I was in that part of the exhibit titled "The Last Chapter."
It covers the liberation of the camps, includes some of the terrible
photographs we have been shown so many times and a few I hadn't seen,
and has one section titled simply, "Children." The standard claim is
repeated that the Nazis murdered a million Jewish children "in their
attempt to achieve `The Final Solution to the Jewish Problem.'" You
can't escape from the distress of seeing photographs of children who
are suffering or who have been mistreated but when you've been shown
the photos for 40 years or so, and you begin to realize why you are
being shown them so often, you tend to rather take them in stride, or
at least I do.
Then I came to an enlarged head and shoulders photo of one poorly
dressed man holding a little girl. The caption reads:
"Father and daughter in the Warsaw ghetto. Warsaw, Poland."
Bundesarchiv,
Koblenz, Germany.
The father is a thin, black-eyed, hook-nosed,
sunken-cheeked specimen with big ears that in the photo look pointed.

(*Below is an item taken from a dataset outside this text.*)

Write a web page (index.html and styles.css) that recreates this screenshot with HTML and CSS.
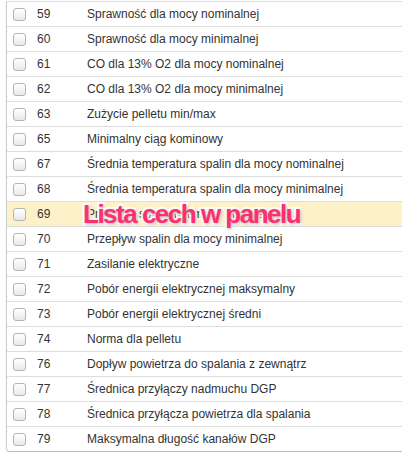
FILE: index.html
```html
<!DOCTYPE html>
<html>
<head>
<meta charset="utf-8">
<link rel="stylesheet" href="styles.css">
</head>
<body>
<div class="panel">
  <div class="row"><span class="cb"></span><span class="num">59</span><span class="name">Sprawność dla mocy nominalnej</span></div>
  <div class="row"><span class="cb"></span><span class="num">60</span><span class="name">Sprawność dla mocy minimalnej</span></div>
  <div class="row"><span class="cb"></span><span class="num">61</span><span class="name">CO dla 13% O2 dla mocy nominalnej</span></div>
  <div class="row"><span class="cb"></span><span class="num">62</span><span class="name">CO dla 13% O2 dla mocy minimalnej</span></div>
  <div class="row"><span class="cb"></span><span class="num">63</span><span class="name">Zużycie pelletu min/max</span></div>
  <div class="row"><span class="cb"></span><span class="num">65</span><span class="name">Minimalny ciąg kominowy</span></div>
  <div class="row"><span class="cb"></span><span class="num">67</span><span class="name">Średnia temperatura spalin dla mocy nominalnej</span></div>
  <div class="row"><span class="cb"></span><span class="num">68</span><span class="name">Średnia temperatura spalin dla mocy minimalnej</span></div>
  <div class="row hl"><span class="cb"></span><span class="num">69</span><span class="name">Przepływ spalin dla mocy nominalnej</span><span class="label">Lista cech w panelu</span></div>
  <div class="row"><span class="cb"></span><span class="num">70</span><span class="name">Przepływ spalin dla mocy minimalnej</span></div>
  <div class="row"><span class="cb"></span><span class="num">71</span><span class="name">Zasilanie elektryczne</span></div>
  <div class="row"><span class="cb"></span><span class="num">72</span><span class="name">Pobór energii elektrycznej maksymalny</span></div>
  <div class="row"><span class="cb"></span><span class="num">73</span><span class="name">Pobór energii elektrycznej średni</span></div>
  <div class="row"><span class="cb"></span><span class="num">74</span><span class="name">Norma dla pelletu</span></div>
  <div class="row"><span class="cb"></span><span class="num">76</span><span class="name">Dopływ powietrza do spalania z zewnątrz</span></div>
  <div class="row"><span class="cb"></span><span class="num">77</span><span class="name">Średnica przyłączy nadmuchu DGP</span></div>
  <div class="row"><span class="cb"></span><span class="num">78</span><span class="name">Średnica przyłącza powietrza dla spalania</span></div>
  <div class="row"><span class="cb"></span><span class="num">79</span><span class="name">Maksymalna długość kanałów DGP</span></div>
</div>
</body>
</html>
```

FILE: styles.css
```css
html, body {
  margin: 0;
  padding: 0;
  background: #fff;
}
body {
  font-family: "Liberation Sans", Arial, sans-serif;
  font-size: 12px;
  color: #333;
}
.panel {
  margin: 1px 0 0 6px;
  border-left: 1px solid #ccc;
  border-top: 1px solid #ddd;
  border-bottom: 1px solid #bbb;
  border-bottom-left-radius: 4px;
  box-shadow: 0 1px 2px rgba(0,0,0,0.08);
}
.row {
  position: relative;
  display: flex;
  align-items: center;
  height: 24px;
  border-bottom: 1px solid #ddd;
}
.row:last-child {
  border-bottom: none;
}
.row.hl {
  background: #fcf1c9;
}
.cb {
  box-sizing: border-box;
  width: 13px;
  height: 13px;
  margin-left: 6px;
  border: 1px solid #b4b4b4;
  border-radius: 3px;
  background: linear-gradient(#fff, #e9e9e9);
}
.num {
  margin-left: 11px;
  width: 50px;
}
.name {
  white-space: nowrap;
}
.label {
  position: absolute;
  left: 76px;
  top: -1px;
  font-family: "Liberation Sans", Arial, sans-serif;
  font-weight: bold;
  font-size: 26px;
  line-height: 26px;
  letter-spacing: -1.5px;
  color: #ff2f6e;
  -webkit-text-stroke: 4px #fff;
  paint-order: stroke fill;
  text-shadow: 1px 1px 3px rgba(0,0,0,0.3);
  white-space: nowrap;
}
```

He's wearing a cheap woolen coat or jacket with the collar turned up
against the cold, and a style of billed cap that I have seen in other
photos of central and eastern Europeans. His scrubby face looks like
it hasn't been shaved for a week or two. He's looking uncertainly to
his left from the corner of his eye at something we can't see. His expression
is apprehensive, distrustful, perhaps fearful. We don't really know.

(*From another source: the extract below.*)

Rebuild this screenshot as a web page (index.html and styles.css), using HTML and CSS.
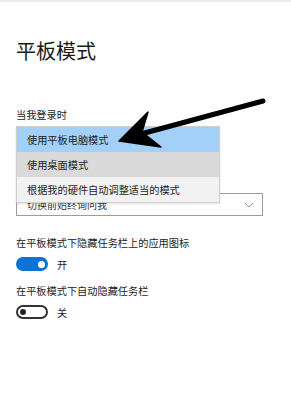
FILE: index.html
```html
<!DOCTYPE html>
<html lang="zh-CN">
<head>
<meta charset="utf-8">
<link rel="stylesheet" href="styles.css">
</head>
<body>
<div class="topline"></div>
<main class="page">
  <h1 class="title">平板模式</h1>
  <section class="select-area">
    <div class="label">当我登录时</div>
    <div class="combo">
      <span class="combo-text">切换前始终询问我</span>
      <svg class="chevron" width="10" height="6" viewBox="0 0 10 6"><path d="M1 1 L5 5 L9 1" fill="none" stroke="#9a9a9a" stroke-width="1"/></svg>
    </div>
    <ul class="popup">
      <li class="item selected">使用平板电脑模式</li>
      <li class="item hover">使用桌面模式</li>
      <li class="item">根据我的硬件自动调整适当的模式</li>
    </ul>
  </section>
  <section class="setting first">
    <div class="label">在平板模式下隐藏任务栏上的应用图标</div>
    <div class="toggle-row">
      <span class="toggle on"><span class="knob"></span></span>
      <span class="state">开</span>
    </div>
  </section>
  <section class="setting">
    <div class="label">在平板模式下自动隐藏任务栏</div>
    <div class="toggle-row">
      <span class="toggle off"><span class="knob"></span></span>
      <span class="state">关</span>
    </div>
  </section>
</main>
<svg class="arrow" width="291" height="400" viewBox="0 0 291 400">
  <path d="M141 134 L263 101" stroke="#000" stroke-width="5" stroke-linecap="round" fill="none"/>
  <polygon points="119,141 148,112 142,132 161,147" fill="#000" stroke="#000" stroke-width="1.5" stroke-linejoin="round"/>
</svg>
</body>
</html>
```

FILE: styles.css
```css
html, body {
  margin: 0;
  padding: 0;
  background: #fff;
}
body {
  font-family: "Noto Sans CJK SC", "Noto Sans", sans-serif;
  color: #222;
  width: 291px;
  height: 400px;
  overflow: hidden;
  position: relative;
}
.topline {
  height: 2px;
  background: #ececec;
}
.page {
  padding: 0 28px 0 16px;
}
.title {
  margin: 36px 0 0 0;
  font-size: 20px;
  line-height: 26px;
  font-weight: 400;
  color: #1a1a1a;
}
.select-area {
  position: relative;
  margin-top: 44px;
}
.label {
  font-size: 10.2px;
  line-height: 14px;
  height: 14px;
  color: #222;
  white-space: nowrap;
}
.combo {
  margin-top: 71px;
  box-sizing: border-box;
  width: 247px;
  max-width: 247px;
  height: 23px;
  border: 1px solid #9c9c9c;
  display: flex;
  align-items: center;
  justify-content: space-between;
  padding: 0 8px 0 10px;
}
.combo-text {
  font-size: 10px;
  color: #333;
}
.chevron {
  display: block;
  flex: none;
}
.popup {
  position: absolute;
  top: 18px;
  left: 0;
  width: 202px;
  margin: 0;
  padding: 0;
  list-style: none;
  border: 1px solid #cfcfcf;
  background: #f2f2f2;
  box-shadow: 0 1px 2px rgba(0,0,0,0.12);
}
.item {
  height: 25px;
  line-height: 25px;
  padding-left: 10px;
  font-size: 10.2px;
  color: #1e1e1e;
  white-space: nowrap;
}
.item.selected {
  background: #a3d0f8;
}
.item.hover {
  background: #dadada;
}
.setting.first {
  margin-top: 20px;
}
.setting {
  margin-top: 13px;
}
.toggle-row {
  display: flex;
  align-items: center;
  gap: 9px;
  margin-top: 7px;
  height: 14px;
}
.toggle {
  width: 32px;
  height: 14px;
  border-radius: 7px;
  box-sizing: border-box;
  display: flex;
  align-items: center;
  padding: 0 3px;
}
.toggle.on {
  background: #0a73d5;
  justify-content: flex-end;
}
.toggle.on .knob {
  width: 7px;
  height: 7px;
  border-radius: 50%;
  background: #fff;
}
.toggle.off {
  border: 2px solid #333;
  background: #fff;
  justify-content: flex-start;
  padding: 0 2px;
}
.toggle.off .knob {
  width: 6px;
  height: 6px;
  border-radius: 50%;
  background: #222;
}
.state {
  font-size: 10.2px;
  color: #222;
}
.arrow {
  position: absolute;
  left: 0;
  top: 0;
  pointer-events: none;
}
```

The little girl appears to be wrapped around in cheap woolen
blanket. She's wearing a kerchief so you can't see her hair, but we
can see her face clearly in three-quarter profile. She has dark eyes
like her father but rather pretty features. She's going to be considerably
more attractive than daddy is, if she survives. Her head is lying against
her father's shoulder, almost touching the side of his face. Her eyes
are open and she appears to be looking in the same direction as her
father, but there is no suggestion in her expression that she sees anything
to worry about. She's resting, she's comfortable, and her daddy will
take care of everything for her. She's absolutely convinced of it. He
always has and he always will.
As I stand looking at the photo I feel a movement of anguish
well up in me that even there among the other onlookers I can't keep
down. I feel wracked with the pain of a father facing death or maybe
something worse holding his little girl in his arms who is comfortable
and content and who trusts him utterly to protect her and stay with
her and never let her go while he knows it out of his hands, that she
is going to share his fate and there is nothing he can do about it and
at the moment his fate looks very bad. I'm unable to suppress my feelings,
to stop the tears, and I duck into a men's room to get a hold on myself.
I'm not a kid any longer. I understand something of the mechanics
of what goes down in these little incidents. After all, I have a little
girl myself. She lays her head on my shoulder just like the girl in
the photo because she loves me and knows that when she's with me she
is safe and that it is unimaginable that anything can go wrong. But
I'm standing on thin ice, just like the man in the photo. I'm not in
the Warsaw ghetto but I've been on thin ice for a long time now. I accept
it and like to joke about it but I understand too that at any moment
something or someone can break the ice and I can go down and my little
girl might well go down with me, along with the rest of us. It's the
awareness of that kind of uncertainty, rooted in the lack of a regular
income, the hostility and contempt of almost everyone in the society,
the loss of old and even lifelong friends, the feeling of alienation
that is irrepairable, the threat of violence that's always in the background
and so on and so forth that creates the anxiety. This little bundle
of anxieties isn't focused on any one present danger, so it "floats,"
and at odd moments will suddenly fix itself onto something or someone
that you would never have predicted it would choose -- for example,
a photograph of a Jewish father holding his little girl on a street
in the Warsaw ghetto half a century ago -- and that's the moment when
suddenly something is out of your hands and you make a fool of yourself
in a public place.
There are many photographs of similar power and beauty in the
exhibition. Simple, directly conceived, humane images of Jewish life
in central Europe which we now view with our understanding of the terrible
impending doom that was waiting just beyond the reach of the camera's
lens. But the beauty and power of the photographs have been co-opted
by transparent Jewish chauvinists intent on condemning Germans for bestial
crimes the museum cannot show were committed. Because of these failures,
and other similar failures, the Museum adds up to be an exercise in
crude propaganda intended to convince us, as is clear in its final exhibits,
that after World War II the Jewish invasion of Palestine was morally
legitimate. That's the cheap, final historical message of this Museum.